Work required. Repeat the data that follows, word for word, without the images.

Information supplied.
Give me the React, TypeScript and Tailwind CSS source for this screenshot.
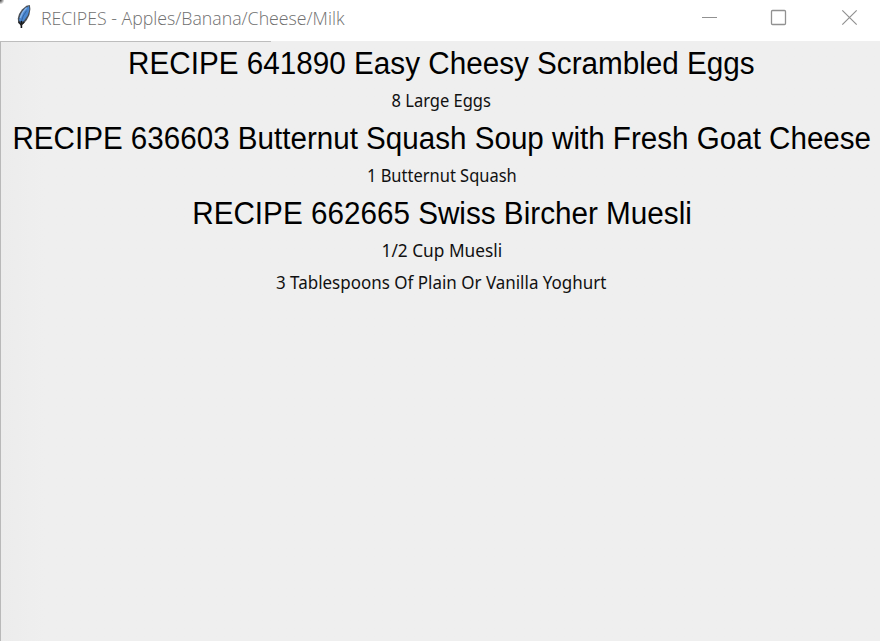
import type { ReactNode } from 'react';

function Heading({ children, fit }: { children: ReactNode; fit: string }) {
  return (
    <h2 className="flex h-[43px] items-center justify-center whitespace-nowrap pt-[2px] text-[31px] leading-none text-black">
      <span className={fit}>{children}</span>
    </h2>
  );
}

function Ingredient({ children, fit }: { children: ReactNode; fit: string }) {
  return (
    <p className="flex h-8 items-center justify-center whitespace-nowrap font-['Noto_Sans',sans-serif] text-[18px] leading-none text-[#111111]">
      <span className={fit}>{children}</span>
    </p>
  );
}

function Feather() {
  return (
    <svg className="ml-[15px] mt-1 h-[26px] w-[18px] shrink-0" viewBox="0 0 18 26" fill="none">
      <path d="M14.8 1 11.4 1.8 7 5.4 4 10l-1.2 4.5.4 4.5 2.6 2.2 2.8-1.4 3.2-3.8 2.6-5L15.4 5Z" fill="#4a5058" />
      <path d="M14 2 10.2 4.4 5.8 10l-1.8 6 1.6 2.8 3.4-2 3.6-5.3L14.4 6Z" fill="#4a88d2" />
      <path d="M11.6 3.6 7.6 8.4 5.2 14" stroke="#85b2e8" strokeWidth="1.4" />
      <path d="M11.6 6.6 8.2 12 6.4 17.5" stroke="#2c5488" strokeWidth="0.7" />
      <path d="M6.4 17v7" stroke="#101418" strokeWidth="1.6" />
      <path d="m3.6 17.6 2.6 3.4 3-3" stroke="#222" strokeWidth="1.3" />
    </svg>
  );
}

export default function App() {
  return (
    <div className="flex h-[641px] w-[880px] flex-col overflow-hidden bg-[#efefef] font-['Liberation_Sans',Arial,sans-serif]">
      <header className="relative flex h-[41px] shrink-0 bg-white">
        <div className="absolute left-0 top-0 size-[4px] bg-radial-[at_0%_0%] from-[#333333] to-white to-80%" />
        <Feather />
        <div className="ml-2 flex h-[37px] flex-1 items-center whitespace-nowrap font-['Open_Sans',sans-serif] text-[18px] font-light text-[#707070]">
          <span className="origin-left scale-x-[0.985]">RECIPES - Apples/Banana/Cheese/Milk</span>
        </div>
        <svg className="h-[41px] w-[200px] shrink-0" viewBox="0 0 200 41" fill="none" stroke="#919191">
          <path d="M22 17.5h15" />
          <rect x="91.5" y="10.5" width="14" height="14" rx="1" strokeWidth="1.3" />
          <path d="m162.3 10.3 14.4 14.4m0-14.4-14.4 14.4" strokeWidth="1.2" />
        </svg>
      </header>
      <main className="relative flex-1 border-l border-[#b9b9b9] bg-linear-to-r from-[#ececec] to-[#efefef] to-5% pl-[2px]">
        <div className="absolute -left-px top-0 h-px w-[271px] bg-[#bdbdbd]" />
        <Heading fit="scale-x-[0.957]">RECIPE 641890 Easy Cheesy Scrambled Eggs</Heading>
        <Ingredient fit="scale-x-[0.917]">8 Large Eggs</Ingredient>
        <Heading fit="scale-x-[0.9545]">RECIPE 636603 Butternut Squash Soup with Fresh Goat Cheese</Heading>
        <Ingredient fit="scale-x-[0.915]">1 Butternut Squash</Ingredient>
        <Heading fit="translate-x-px scale-x-[0.957]">RECIPE 662665 Swiss Bircher Muesli</Heading>
        <Ingredient fit="scale-x-[0.96]">1/2 Cup Muesli</Ingredient>
        <Ingredient fit="scale-x-[0.943]">3 Tablespoons Of Plain Or Vanilla Yoghurt</Ingredient>
      </main>
    </div>
  );
}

Task result.
Give me the React, TypeScript and Tailwind CSS source for this screenshot.
import type { ReactNode } from 'react';

function Heading({ children, fit }: { children: ReactNode; fit: string }) {
  return (
    <h2 className="flex h-[43px] items-center justify-center whitespace-nowrap pt-[2px] text-[31px] leading-none text-black">
      <span className={fit}>{children}</span>
    </h2>
  );
}

function Ingredient({ children, fit }: { children: ReactNode; fit: string }) {
  return (
    <p className="flex h-8 items-center justify-center whitespace-nowrap font-['Noto_Sans',sans-serif] text-[18px] leading-none text-[#111111]">
      <span className={fit}>{children}</span>
    </p>
  );
}

function Feather() {
  return (
    <svg className="ml-[15px] mt-1 h-[26px] w-[18px] shrink-0" viewBox="0 0 18 26" fill="none">
      <path d="M14.8 1 11.4 1.8 7 5.4 4 10l-1.2 4.5.4 4.5 2.6 2.2 2.8-1.4 3.2-3.8 2.6-5L15.4 5Z" fill="#4a5058" />
      <path d="M14 2 10.2 4.4 5.8 10l-1.8 6 1.6 2.8 3.4-2 3.6-5.3L14.4 6Z" fill="#4a88d2" />
      <path d="M11.6 3.6 7.6 8.4 5.2 14" stroke="#85b2e8" strokeWidth="1.4" />
      <path d="M11.6 6.6 8.2 12 6.4 17.5" stroke="#2c5488" strokeWidth="0.7" />
      <path d="M6.4 17v7" stroke="#101418" strokeWidth="1.6" />
      <path d="m3.6 17.6 2.6 3.4 3-3" stroke="#222" strokeWidth="1.3" />
    </svg>
  );
}

export default function App() {
  return (
    <div className="flex h-[641px] w-[880px] flex-col overflow-hidden bg-[#efefef] font-['Liberation_Sans',Arial,sans-serif]">
      <header className="relative flex h-[41px] shrink-0 bg-white">
        <div className="absolute left-0 top-0 size-[4px] bg-radial-[at_0%_0%] from-[#333333] to-white to-80%" />
        <Feather />
        <div className="ml-2 flex h-[37px] flex-1 items-center whitespace-nowrap font-['Open_Sans',sans-serif] text-[18px] font-light text-[#707070]">
          <span className="origin-left scale-x-[0.985]">RECIPES - Apples/Banana/Cheese/Milk</span>
        </div>
        <svg className="h-[41px] w-[200px] shrink-0" viewBox="0 0 200 41" fill="none" stroke="#919191">
          <path d="M22 17.5h15" />
          <rect x="91.5" y="10.5" width="14" height="14" rx="1" strokeWidth="1.3" />
          <path d="m162.3 10.3 14.4 14.4m0-14.4-14.4 14.4" strokeWidth="1.2" />
        </svg>
      </header>
      <main className="relative flex-1 border-l border-[#b9b9b9] bg-linear-to-r from-[#ececec] to-[#efefef] to-5% pl-[2px]">
        <div className="absolute -left-px top-0 h-px w-[271px] bg-[#bdbdbd]" />
        <Heading fit="scale-x-[0.957]">RECIPE 641890 Easy Cheesy Scrambled Eggs</Heading>
        <Ingredient fit="scale-x-[0.917]">8 Large Eggs</Ingredient>
        <Heading fit="scale-x-[0.9545]">RECIPE 636603 Butternut Squash Soup with Fresh Goat Cheese</Heading>
        <Ingredient fit="scale-x-[0.915]">1 Butternut Squash</Ingredient>
        <Heading fit="translate-x-px scale-x-[0.957]">RECIPE 662665 Swiss Bircher Muesli</Heading>
        <Ingredient fit="scale-x-[0.96]">1/2 Cup Muesli</Ingredient>
        <Ingredient fit="scale-x-[0.943]">3 Tablespoons Of Plain Or Vanilla Yoghurt</Ingredient>
      </main>
    </div>
  );
}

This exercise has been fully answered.